4. I was a bad friend to a woman I knew really well in Las Vegas. I let three women from the community get into my head and took on their drama that was not mine. It made me look at people I cared about in a way I did not want to see them. Melissa was a woman of tremendous presence and while she could be a tough-cookie she did not deserve what ultimately ended up happening. Our friendship was lost. I missed her terribly and I said some super shitty things. She is, rightfully so, done with me.
5. I pulled back the curtain on Burning Man. I got involved too quickly and my sense of self-importance grew out of proportion to the facts. It has poisoned my belief in the culture handed down from the governing body of leadership, but it has also not dampened my core belief that there is a vital message at its heart that is very important. You can learn more about my Burning Man Life on the back section of this blog. (As of today: very out of date.)
I tried to short note some of the baggage in my head above. The things that I am hoping I can pull out of my head and let go of. Or I can find a way to restore and repair if at all possible.
Money has been a factor that has popped up in my life a lot as a catalyst for change or growth. I only started actually managing my money in the last ten or fifteen years with care. I still make barely enough to survive. And, in spite of my household income being what it is, I have to live off of what I bring in. I am paid okay but I am still having a hard time making ends meet. And this is nuts!
The title of my biography will be: “Never Good Enough”
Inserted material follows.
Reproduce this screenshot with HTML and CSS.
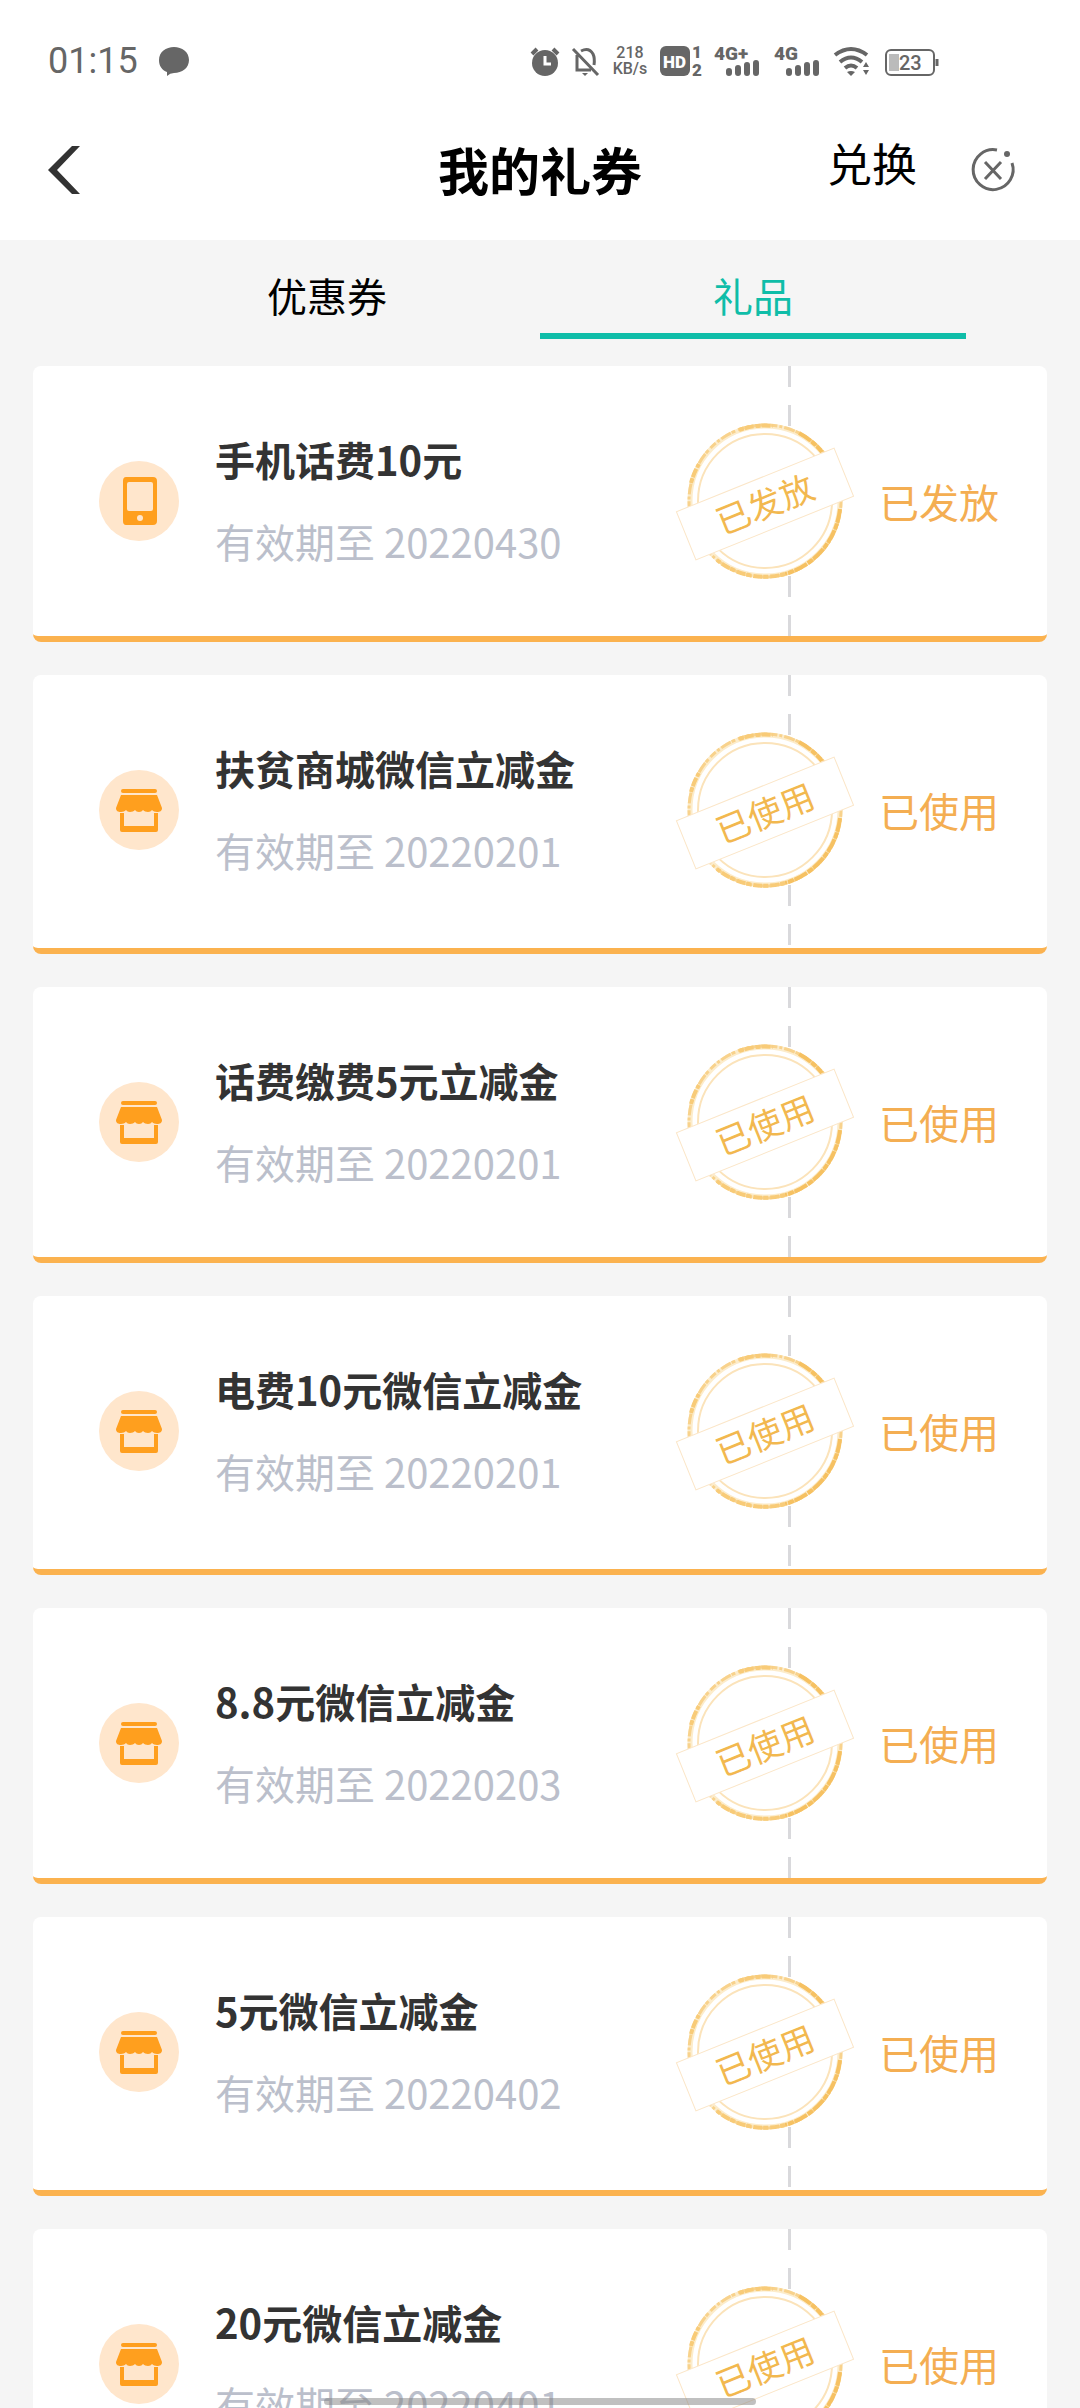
FILE: index.html
```html
<!DOCTYPE html>
<html lang="zh-CN">
<head>
    <meta charset="UTF-8">
    <meta name="viewport" content="width=device-width, initial-scale=1.0">
    <title>我的礼券</title>
    <link rel="stylesheet" href="styles.css">
</head>
<body>
    <!-- Shared icons -->
    <svg class="sprite" aria-hidden="true">
        <symbol id="icon-shop" viewBox="0 0 80 80">
            <rect x="22" y="19" width="36" height="4" rx="2"/>
            <path d="M22 25h36l5 13c0 3-2 4-5 4-2 0-4-1-5-2-1 1-2 2-4 2s-4-1-5-2c-1 1-2 2-4 2s-3-1-4-2c-1 1-3 2-5 2s-3-1-4-2c-1 1-3 2-5 2-3 0-5-1-5-4z"/>
            <path d="M21 43h4v13h30V43h4v17q0 2-2 2H23q-2 0-2-2z"/>
        </symbol>
        <symbol id="icon-phone" viewBox="0 0 80 80">
            <path fill-rule="evenodd" d="M27 16h27q4 0 4 4v40q0 4-4 4H27q-3 0-3-4V20q0-4 3-4zm3 5q-2 0-2 2v25q0 2 2 2h22q2 0 2-2V23q0-2-2-2z"/>
            <circle class="phone-key" cx="41" cy="57" r="3"/>
        </symbol>
        <symbol id="stamp-ring" viewBox="0 0 180 160">
            <circle class="stamp-fill" cx="90" cy="80" r="78"/>
            <circle class="ring-base" cx="90" cy="80" r="75"/>
            <circle class="ring-grain" cx="90" cy="80" r="76"/>
            <circle class="ring-inner" cx="90" cy="80" r="67"/>
            <path class="ring-heavy" d="M124 12A76 76 0 0 1 147 31M165 88A76 76 0 0 1 110 153"/>
            <path class="ring-light" d="M64 9A76 76 0 0 1 98 5M16 62A76 76 0 0 1 24 43M110 153A76 76 0 0 1 42 139"/>
            <rect class="band" x="5" y="57" width="170" height="52" transform="rotate(-22 90 83)"/>
        </symbol>
    </svg>

    <div class="status-bar">
        <span class="clock">01:15</span>
        <svg class="chat" width="30" height="30" viewBox="0 0 30 30"><path d="M15 1c8 0 15 5 15 13s-7 13-15 13q-4 0-7 3v-4C3 24 0 20 0 14 0 6 7 1 15 1z"/></svg>
        <div class="status-icons">
            <svg width="30" height="36" viewBox="0 0 30 36">
                <circle cx="15" cy="20" r="13"/>
                <path class="line" d="M2 11l5-5M28 11l-5-5"/>
                <path class="cut" d="M15 13v8h6"/>
            </svg>
            <svg width="28" height="36" viewBox="0 0 28 36">
                <path class="line thin" d="M5 12v15h14M9 8q8-4 12 3 2 4 1 11M1 6l25 26"/>
                <path d="M10 30h6l-3 3z"/>
            </svg>
            <span class="net-speed"><span>218</span><span>KB/s</span></span>
            <svg width="42" height="36" viewBox="0 0 42 36">
                <rect x="0" y="3" width="30" height="30" rx="6"/>
                <text class="hd" x="3" y="25">HD</text>
                <text class="sim" x="32" y="15">1</text>
                <text class="sim" x="32" y="33">2</text>
            </svg>
            <svg width="48" height="36" viewBox="0 0 48 36">
                <text class="net" x="0" y="17">4G+</text>
                <path class="bars" d="M15 28v2M24 25v5M33 22v8M42 20v10"/>
            </svg>
            <svg width="48" height="36" viewBox="0 0 48 36">
                <text class="net" x="0" y="17">4G</text>
                <path class="bars" d="M15 28v2M24 25v5M33 22v8M42 20v10"/>
            </svg>
            <svg width="38" height="36" viewBox="0 0 38 36">
                <path class="line" d="M1 12q16-12 32 0M6 19q11-9 22 0M11 25q6-5 12 0"/>
                <path d="M13 29q4-2 8 0l-4 4zM29 24l3-5 3 5zM29 27l3 5 3-5z"/>
            </svg>
            <svg width="56" height="36" viewBox="0 0 56 36">
                <rect class="battery" x="2" y="7" width="48" height="25" rx="5"/>
                <rect class="charge" x="5" y="11" width="10" height="17"/>
                <path class="line thin" d="M53 16v7"/>
                <text class="percent" x="15" y="27">23</text>
            </svg>
        </div>
    </div>

    <header class="header">
        <button class="icon-btn back" aria-label="返回">
            <svg width="32" height="48" viewBox="0 0 32 48"><path d="M32 0h-8L0 24l24 24h8L9 24z"/></svg>
        </button>
        <h1>我的礼券</h1>
        <div class="actions">
            <a href="#">兑换</a>
            <button class="icon-btn" aria-label="关闭">
                <svg class="close" width="44" height="44" viewBox="0 0 44 44">
                    <path d="M26 2A20 20 0 1 0 41 15M14 14l16 17M30 14L14 31"/>
                    <circle cx="36" cy="6" r="3"/>
                </svg>
            </button>
        </div>
    </header>

    <nav class="tabs">
        <a href="#">优惠券</a>
        <a href="#" class="active">礼品</a>
    </nav>

    <main class="gift-list">
        <article class="gift">
            <svg class="gift-icon"><use href="#icon-phone"/></svg>
            <div class="gift-info">
                <h2>手机话费10元</h2>
                <p>有效期至 20220430</p>
            </div>
            <div class="divider"></div>
            <svg class="stamp" viewBox="0 0 180 160"><use href="#stamp-ring"/><text x="90" y="96" transform="rotate(-22 90 83)">已发放</text></svg>
            <span class="state">已发放</span>
        </article>
        <article class="gift">
            <svg class="gift-icon"><use href="#icon-shop"/></svg>
            <div class="gift-info">
                <h2>扶贫商城微信立减金</h2>
                <p>有效期至 20220201</p>
            </div>
            <div class="divider"></div>
            <svg class="stamp" viewBox="0 0 180 160"><use href="#stamp-ring"/><text x="90" y="96" transform="rotate(-22 90 83)">已使用</text></svg>
            <span class="state">已使用</span>
        </article>
        <article class="gift">
            <svg class="gift-icon"><use href="#icon-shop"/></svg>
            <div class="gift-info">
                <h2>话费缴费5元立减金</h2>
                <p>有效期至 20220201</p>
            </div>
            <div class="divider"></div>
            <svg class="stamp" viewBox="0 0 180 160"><use href="#stamp-ring"/><text x="90" y="96" transform="rotate(-22 90 83)">已使用</text></svg>
            <span class="state">已使用</span>
        </article>
        <article class="gift">
            <svg class="gift-icon"><use href="#icon-shop"/></svg>
            <div class="gift-info">
                <h2>电费10元微信立减金</h2>
                <p>有效期至 20220201</p>
            </div>
            <div class="divider"></div>
            <svg class="stamp" viewBox="0 0 180 160"><use href="#stamp-ring"/><text x="90" y="96" transform="rotate(-22 90 83)">已使用</text></svg>
            <span class="state">已使用</span>
        </article>
        <article class="gift">
            <svg class="gift-icon"><use href="#icon-shop"/></svg>
            <div class="gift-info">
                <h2>8.8元微信立减金</h2>
                <p>有效期至 20220203</p>
            </div>
            <div class="divider"></div>
            <svg class="stamp" viewBox="0 0 180 160"><use href="#stamp-ring"/><text x="90" y="96" transform="rotate(-22 90 83)">已使用</text></svg>
            <span class="state">已使用</span>
        </article>
        <article class="gift">
            <svg class="gift-icon"><use href="#icon-shop"/></svg>
            <div class="gift-info">
                <h2>5元微信立减金</h2>
                <p>有效期至 20220402</p>
            </div>
            <div class="divider"></div>
            <svg class="stamp" viewBox="0 0 180 160"><use href="#stamp-ring"/><text x="90" y="96" transform="rotate(-22 90 83)">已使用</text></svg>
            <span class="state">已使用</span>
        </article>
        <article class="gift">
            <svg class="gift-icon"><use href="#icon-shop"/></svg>
            <div class="gift-info">
                <h2>20元微信立减金</h2>
                <p>有效期至 20220401</p>
            </div>
            <div class="divider"></div>
            <svg class="stamp" viewBox="0 0 180 160"><use href="#stamp-ring"/><text x="90" y="96" transform="rotate(-22 90 83)">已使用</text></svg>
            <span class="state">已使用</span>
        </article>
    </main>

    <div class="home-bar"></div>
</body>
</html>
```

FILE: styles.css
```css
/* General Styles */
* {
    box-sizing: border-box;
}

body {
    margin: 0;
    height: 100vh;
    overflow: hidden;
    display: flex;
    flex-direction: column;
    background-color: #f5f5f5;
    font-family: 'Noto Sans CJK SC', sans-serif;
    color: #000;
}

h1, h2, p {
    margin: 0;
}

a {
    color: inherit;
    text-decoration: none;
}

svg {
    display: block;
    flex-shrink: 0;
    overflow: visible;
}

.sprite {
    position: absolute;
    width: 0;
    height: 0;
}

/* Phone status bar */
.status-bar {
    display: flex;
    align-items: center;
    height: 100px;
    padding: 22px 140px 0 48px;
    background-color: white;
    color: #666;
    fill: #666;
    font-family: Roboto, sans-serif;
}

.clock {
    font-size: 36px;
}

.chat {
    margin-left: 21px;
}

.status-icons {
    display: flex;
    align-items: center;
    gap: 12px;
    margin-left: auto;
}

.net-speed {
    display: flex;
    flex-direction: column;
    align-items: center;
    width: 36px;
    font-size: 16px;
    font-weight: 500;
    line-height: 16px;
}

.line {
    fill: none;
    stroke: #666;
    stroke-width: 4;
}

.thin {
    stroke-width: 3;
}

.cut {
    fill: none;
    stroke: white;
    stroke-width: 3;
}

.bars {
    fill: none;
    stroke: #666;
    stroke-width: 6;
    stroke-linecap: round;
}

.hd {
    fill: white;
    font-size: 17px;
    font-weight: 900;
}

.sim {
    font-size: 17px;
    font-weight: 900;
}

.net {
    font-size: 19px;
    font-weight: 900;
}

.battery {
    fill: none;
    stroke: #666;
    stroke-width: 2;
}

.charge {
    fill: #bbb;
}

.percent {
    font-size: 20px;
    font-weight: 500;
}

/* Header */
.header {
    display: grid;
    grid-template-columns: 1fr auto 1fr;
    align-items: center;
    height: 140px;
    padding: 0 48px;
    background-color: white;
}

.header h1 {
    padding-bottom: 2px;
    font-size: 51px;
    font-weight: 700;
}

.icon-btn {
    padding: 0;
    border: none;
    background: none;
    cursor: pointer;
}

.back {
    justify-self: start;
    fill: #333;
}

.actions {
    display: flex;
    align-items: center;
    justify-content: flex-end;
    gap: 54px;
    padding-right: 17px;
}

.actions a {
    padding-bottom: 16px;
    font-size: 45px;
}

.close {
    fill: #666;
}

.close path {
    fill: none;
    stroke: #666;
    stroke-width: 3;
}

/* Tabs */
.tabs {
    display: flex;
    padding: 0 114px;
}

.tabs a {
    flex: 1;
    padding: 25px 0 8px;
    border-bottom: 6px solid transparent;
    font-size: 40px;
    line-height: 60px;
    text-align: center;
}

.tabs .active {
    color: #0fbda8;
    border-bottom-color: #0fbda8;
}

/* Gift cards */
.gift-list {
    display: flex;
    flex-direction: column;
    gap: 33px;
    flex: 1;
    min-height: 0;
    padding: 27px 33px 0;
}

.gift {
    position: relative;
    display: flex;
    align-items: center;
    flex-shrink: 0;
    min-height: 276px;
    padding: 0 48px 0 66px;
    border-bottom: 6px solid #fbb24f;
    border-radius: 8px;
    background-color: white;
}

.gift:nth-child(even) {
    padding-bottom: 3px;
    min-height: 279px;
}

.gift-icon {
    width: 80px;
    height: 80px;
    border-radius: 50%;
    background-color: #ffe6cc;
    fill: #ff9f1e;
}

.phone-key {
    fill: #ffe6cc;
}

.gift-info {
    flex: 1;
    margin-left: 36px;
    padding-bottom: 2px;
}

.gift-info h2 {
    padding-bottom: 22px;
    font-size: 40px;
    font-weight: 700;
    line-height: 60px;
    color: #333;
}

.gift-info p {
    font-size: 40px;
    line-height: 60px;
    color: #bbbfcb;
}

/* Dashes start from both ends and meet behind the stamp */
.divider {
    align-self: stretch;
    width: 3px;
    margin-right: 88px;
    background-image:
        repeating-linear-gradient(to bottom, #d9d9dc 0 21px, transparent 21px 39px),
        repeating-linear-gradient(to top, #d9d9dc 0 21px, transparent 21px 39px);
    background-position: top, bottom;
    background-size: 100% 50%;
    background-repeat: no-repeat;
}

.state {
    font-size: 40px;
    line-height: 60px;
    color: #f4ae52;
}

.stamp {
    position: absolute;
    top: 55px;
    right: 192px;
    width: 180px;
    height: 160px;
}

.stamp text {
    fill: #f2b84f;
    font-size: 34px;
    text-anchor: middle;
}

.stamp-fill, .band {
    fill: white;
}

.band {
    stroke: #fbe6c8;
    stroke-width: 1;
}

.ring-base, .ring-grain, .ring-inner, .ring-heavy, .ring-light {
    fill: none;
}

.ring-base {
    stroke: #fceccb;
    stroke-width: 5;
}

.ring-grain {
    stroke: #f8d28c;
    stroke-width: 3;
    stroke-dasharray: 7 2 3 2 11 1 4 3;
}

.ring-inner {
    stroke: #fbe3ba;
    stroke-width: 2;
}

.ring-heavy {
    stroke: #f6c162;
    stroke-width: 4;
    stroke-dasharray: 14 1 6 1;
}

.ring-light {
    stroke: #f8cb78;
    stroke-width: 4;
    stroke-dasharray: 5 1 9 2;
}

/* Gesture bar */
.home-bar {
    position: fixed;
    bottom: 3px;
    left: 30%;
    width: 40%;
    height: 7px;
    border-radius: 4px;
    background-color: rgba(130, 130, 130, 0.5);
}
```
I have been accused of being self centered and making some things about me. There have been suggestions that my ego was the controlling force in my decisions. There were times it was true. Honestly, if there were things I wanted to explore and experience there were a lot of times I just created it. Instead of waiting for someone else I just did it. And if someone wanted to go on the same ride, then I was hopefully doing it right.
I great up with my dad telling me I was worthless and had not value in life. He said those exact words more times that I can count. I was never good enough and never doing the right thing. I was crashing through life with a man who wanted me to smile even if I was dying inside.
I was a fat kid once I got into my later teen years and heard about that a lot. I had a 38″ waist when I was sixteen. The summer between my junior and senior year of high school I lost weight and got into a much better look just like all those high school hottie films.
His words followed me into my adulthood. His words haunted everything I tried to do. When I did fail I was proving him right every time. Each time there was a tiny hint at failure, he was right.
In recent years I discovered that my mom’s voice was part of that too. While helping to manage her and my step-dad for the last 2 years, I discovered she was using a lot of the same language too. Her words, even though they were fueled by fear and loneliness, were tearing apart something inside of me. Nothing I did for her was good enough, and then I began seeing her differently.
I had me mom on a pedestal, one she never deserved to be on. She was a working mom. She survived 3 shitty… I mean shitty… husbands. Like really shitty. She was a survivor and in the end all the wear and tear from the men in her life turned her into someone I realized I did not like very much.
She and I, if we were ever really close, I cannot tell you when. She kicked me out of her house when I was like 13 or something like that. I had to go live with my dad. And from the previous paragraphs you can see how well that went.
I am such a damaged human being. But. I am more aware of who I am, who I want to be, more than ever. I feel helpless in my life for the first time ever at my age, with few job prospects, but with a lot of demons.
I have a shopping list of life regrets I need to deal with. I will. I will. But, I have been on a very special road for being a better me over the last 2 years. I need to keep going.